From: Eric Dumazet <[email protected]>
Date: Fri, 13 May 2011 21:47:38 +0200
> I suspect we should push commit 2fceec13375e5d98 (tcp: len check is
> unnecessarily devastating, change to WARN_ON) to stable if not already
> done...
>
> http://git.kernel.org/?p=linux/kernel/git/torvalds/linux-2.6.git;a=commitdiff;h=2fceec13375e5d98
>
> David, is this commit in your stable queue ?
No, but now it is.
On 11-05-13 04:01 PM, David Miller wrote:
> From: Eric Dumazet <[email protected]>
> Date: Fri, 13 May 2011 21:47:38 +0200
>
>> I suspect we should push commit 2fceec13375e5d98 (tcp: len check is
>> unnecessarily devastating, change to WARN_ON) to stable if not already
>> done...
>>
>> http://git.kernel.org/?p=linux/kernel/git/torvalds/linux-2.6.git;a=commitdiff;h=2fceec13375e5d98
>>
>> David, is this commit in your stable queue ?
>
> No, but now it is.
We've put this commit with the previous tcp_cubic patch on 60 of our
servers and we're waiting to see how it goes.
Le jeudi 19 mai 2011 à 13:08 -0400, TB a écrit :
> On 11-05-13 04:01 PM, David Miller wrote:
> > From: Eric Dumazet <[email protected]>
> > Date: Fri, 13 May 2011 21:47:38 +0200
> >
> >> I suspect we should push commit 2fceec13375e5d98 (tcp: len check is
> >> unnecessarily devastating, change to WARN_ON) to stable if not already
> >> done...
> >>
> >> http://git.kernel.org/?p=linux/kernel/git/torvalds/linux-2.6.git;a=commitdiff;h=2fceec13375e5d98
> >>
> >> David, is this commit in your stable queue ?
> >
> > No, but now it is.
>
> We've put this commit with the previous tcp_cubic patch on 60 of our
> servers and we're waiting to see how it goes.
Dont expect too much.

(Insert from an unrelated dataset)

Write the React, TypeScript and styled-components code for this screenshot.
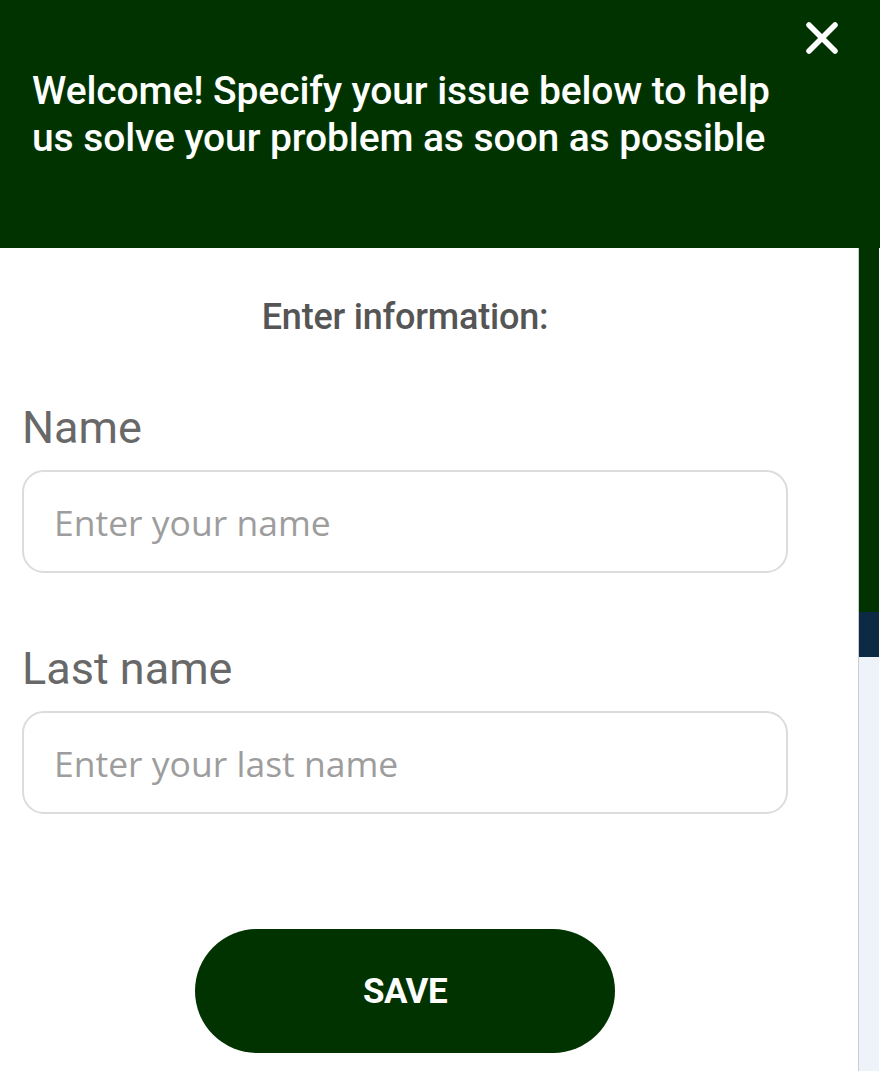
import React from "react";
import styled, { createGlobalStyle } from "styled-components";

const GlobalStyle = createGlobalStyle`
  html, body { margin: 0; padding: 0; background: #ffffff; }
  body { font-family: Roboto, "Liberation Sans", Arial, sans-serif; }
  * { box-sizing: border-box; }
`;

const Page = styled.div`
  width: 880px;
  height: 1071px;
  display: flex;
  flex-direction: column;
  overflow: hidden;
`;

const Header = styled.header`
  position: relative;
  height: 248px;
  flex: none;
  background: #013300;
  padding: 68px 0 0 32px;
`;

const Welcome = styled.p`
  margin: 0;
  max-width: 765px;
  color: #ffffff;
  font-family: Roboto, "Liberation Sans", sans-serif;
  font-weight: 500;
  font-size: 39px;
  line-height: 47px;
  letter-spacing: -0.1px;
`;

const CloseButton = styled.button`
  position: absolute;
  top: 20px;
  right: 40px;
  width: 36px;
  height: 36px;
  padding: 0;
  border: none;
  background: transparent;
  cursor: pointer;
  display: flex;
  align-items: center;
  justify-content: center;
`;

const Body = styled.div`
  flex: 1;
  display: flex;
`;

const Panel = styled.main`
  width: 859px;
  background: #ffffff;
  padding: 49px 0 0 22px;
  border-right: 1px solid #c9ccd0;
`;

const Form = styled.form`
  width: 766px;
  display: flex;
  flex-direction: column;
`;

const Title = styled.h2`
  margin: 0 0 65px;
  text-align: center;
  color: #555555;
  font-family: Roboto, "Liberation Sans", sans-serif;
  font-weight: 500;
  font-size: 36px;
  line-height: 40px;
  letter-spacing: -0.2px;
`;

const Field = styled.div<{ $gap?: number }>`
  display: flex;
  flex-direction: column;
  margin-bottom: ${(p) => p.$gap ?? 0}px;
`;

const Label = styled.label`
  color: #686868;
  font-family: Roboto, "Liberation Sans", sans-serif;
  font-weight: 400;
  font-size: 45px;
  line-height: 52px;
  margin-bottom: 16px;
`;

const Input = styled.input`
  width: 766px;
  height: 103px;
  border: 2px solid #dcdcdc;
  border-radius: 22px;
  padding: 0 30px;
  font-family: "Open Sans", "Liberation Sans", sans-serif;
  font-size: 35.5px;
  color: #444;
  background: #fff;
  outline: none;
  &::placeholder {
    color: #9d9d9d;
  }
`;

const SaveButton = styled.button`
  align-self: center;
  width: 420px;
  height: 124px;
  border: none;
  border-radius: 62px;
  background: #013300;
  color: #ffffff;
  font-family: Roboto, "Liberation Sans", sans-serif;
  font-weight: 700;
  font-size: 35px;
  letter-spacing: -0.5px;
  cursor: pointer;
`;

const Strip = styled.aside`
  width: 20px;
  display: flex;
  flex-direction: column;
`;

const StripPart = styled.div<{ $color: string; $h?: number }>`
  background: ${(p) => p.$color};
  ${(p) => (p.$h ? `height: ${p.$h}px; flex: none;` : "flex: 1;")}
`;

export default function App() {
  return (
    <Page>
      <GlobalStyle />
      <Header>
        <Welcome>
          Welcome! Specify your issue below to help us solve your problem as soon as possible
        </Welcome>
        <CloseButton type="button" aria-label="Close">
          <svg width="34" height="34" viewBox="0 0 34 34" fill="none">
            <path
              d="M4 4 L30 30 M30 4 L4 30"
              stroke="#ffffff"
              strokeWidth="5.5"
              strokeLinecap="round"
            />
          </svg>
        </CloseButton>
      </Header>
      <Body>
        <Panel>
          <Form onSubmit={(e) => e.preventDefault()}>
            <Title>Enter information:</Title>
            <Field $gap={70}>
              <Label htmlFor="name">Name</Label>
              <Input id="name" placeholder="Enter your name" />
            </Field>
            <Field $gap={115}>
              <Label htmlFor="lastname">Last name</Label>
              <Input id="lastname" placeholder="Enter your last name" />
            </Field>
            <SaveButton type="submit">SAVE</SaveButton>
          </Form>
        </Panel>
        <Strip>
          <StripPart $color="#013300" $h={364} />
          <StripPart $color="#0c2a43" $h={45} />
          <StripPart $color="#eef3fa" />
        </Strip>
      </Body>
    </Page>
  );
}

It only permits to survive after logging messages,
instead of halting machine ;)
On 11-05-19 01:11 PM, Eric Dumazet wrote:
> Le jeudi 19 mai 2011 à 13:08 -0400, TB a écrit :
>> On 11-05-13 04:01 PM, David Miller wrote:
>>> From: Eric Dumazet <[email protected]>
>>> Date: Fri, 13 May 2011 21:47:38 +0200
>>>
>>>> I suspect we should push commit 2fceec13375e5d98 (tcp: len check is
>>>> unnecessarily devastating, change to WARN_ON) to stable if not already
>>>> done...
>>>>
>>>> http://git.kernel.org/?p=linux/kernel/git/torvalds/linux-2.6.git;a=commitdiff;h=2fceec13375e5d98
>>>>
>>>> David, is this commit in your stable queue ?
>>>
>>> No, but now it is.
>>
>> We've put this commit with the previous tcp_cubic patch on 60 of our
>> servers and we're waiting to see how it goes.
>
> Dont expect too much. It only permits to survive after logging messages,
> instead of halting machine ;)
That's all I'm expecting :)
However we've got 3 servers that hung with a blank screen and no network
over the weekend and nothing unusual in the net console
Le mardi 24 mai 2011 à 12:09 -0400, TB a écrit :
> That's all I'm expecting :)
>
> However we've got 3 servers that hung with a blank screen and no network
> over the weekend and nothing unusual in the net console
Oh well, it could be anything ...